At 3rd overall Montreal went from the worst team in the East, to the 2 seed and a division title. The Canadiens played at a 107 point pace this season. That's a gain of 29 points in one year. They added rookie Alex Galchenyuk at the top of the draft. Brendan Gallagher became a force in his first season and is a Calder finalist (He had played ZERO NHL games coming into the year). Brandon Prust was added along with a new coach, and GM. The Canadiens went from Conference Finals in 2010, to last in East, right back to the top of the conference. A first round loss is a disappointment, but this seems like - PROGRESS.

At 4th overall the New York Islanders might have it the best. They've suffered, right? This team had to wait a bit for its stars to become stars. Or did they? John Tavares was a point-per-game player last year. This season they added Lubomir Visnovsky (+12 in his 35 games) and got a big season out of Brad Boyes too (sorry Lindy...top line minutes matter). Last year the Islanders were a -52. This year they were EVEN. Some of it was "growing up", but 4th worst to 8th in East - PROGRESS. 

The 5th worst team in the league was Toronto. The Leafs during Brian Burke's tenure were a total mess defensively. I mean awful. Bottom five every year for Burke. In the 2011-2012 season they gave up more goals than any team in the league. This year, with a new GM, new coach, and some new players (that Burke acquired for sure), they were 18th in goals against and a +12 on goal differential. Much like the Islanders, this improvement is quite remarkable. A +12 this season pro-rates to a +20 in an 82 game season. The Islanders improved by 52. The Leafs by 53. ONE YEAR. Progress.

Picking 6th, Anaheim. The Ducks fired their coach and brought in Bruce Boudreau who has been a proven performer in the NHL. Four division titles with the Caps and now one with the Ducks. Anaheim opted to re-sign its big stars and pay them tons of money. A new young goaltender has a new contract and the Ducks go out with a 7 game loss. From 6th, to 2nd in the West. ONE YEAR. Progress.

Picking 7th Minnesota. Zach Parise, Ryan Suter in the offseason. The Wild are not Cup contenders just yet. However, the 200 million dollars spent in the July frenzy for those two free agents shows what you can do in just one offseason.

*****

None of these teams has reached the Sabres ultimate goal of winning the Stanley Cup. Each of them is feeling much better about where they're headed.

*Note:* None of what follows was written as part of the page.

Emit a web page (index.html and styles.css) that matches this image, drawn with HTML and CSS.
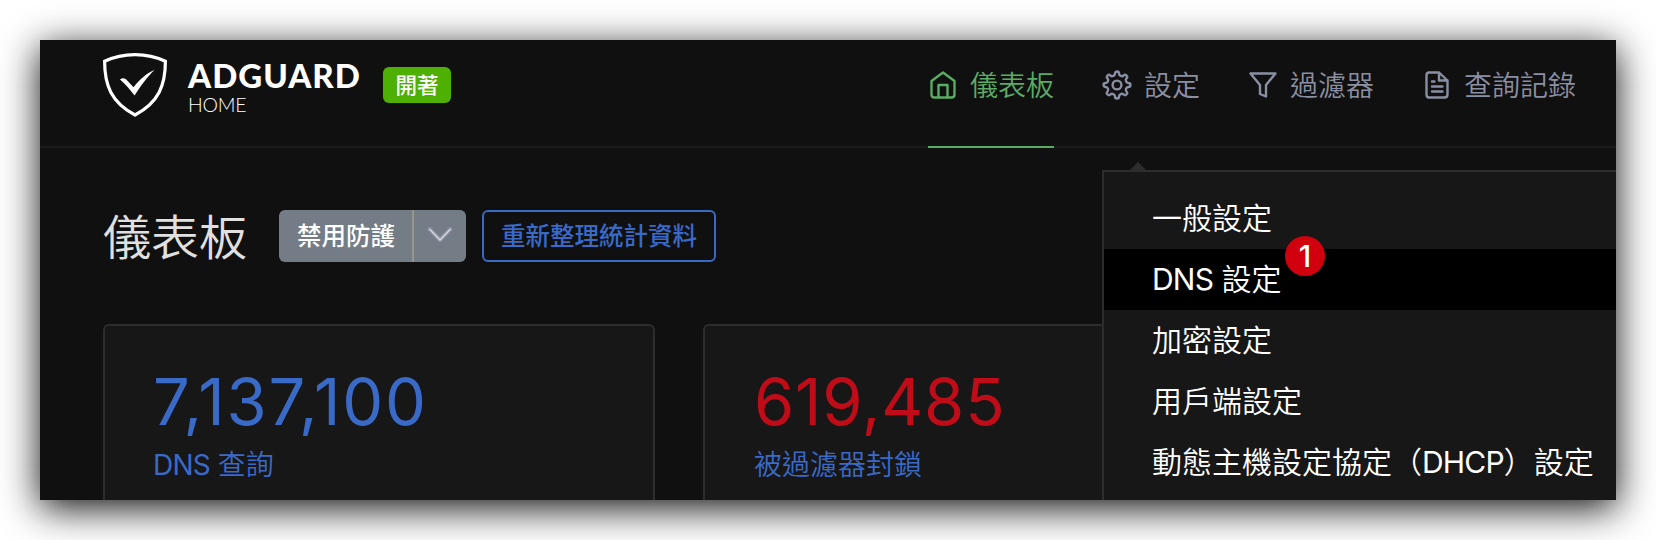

Each time you see a team like the Islanders or Leafs missing for multiple seasons, you'll have someone telling you that it took all that time to turn it around. Sorry, but I think that's wrong. Missing the playoffs and getting high picks can help you fortify your roster, but missing consistently is absolutely unnecessary. Just this past season we watched as 5 of the 7 worst teams in the league made it and showed vast improvement.

Through the draft, through free agency, or through a shakeup at the top...you simply do not have to take years to do it. The Sabres are on 6 without a playoff series win. Two without the playoffs. The "suffering" has been happening.

Trade Miller and Vanek. Acquire the right pieces in exchange.

-OR-

Don't trade Miller or Vanek. Acquire players to fill in around them.

There are countless ways to start things in the right direction. We each have our own idea of what will work and what will be most effective.

All of the teams above are in a different mode of rebuild, revamp, reform or recharge. Time will tell on their long term plans. Perhaps Anaheim gets into cap jail and ages poorly. Maybe Montreal overachieved and we find out they're not built for the long term.

Even the perennial losers like the Leafs and Islanders, went from total dog status to competitive in one lockout shortened season. Everyone has groundwork. Make the right moves.

Don't let anyone convince you that it has to take years just to compete.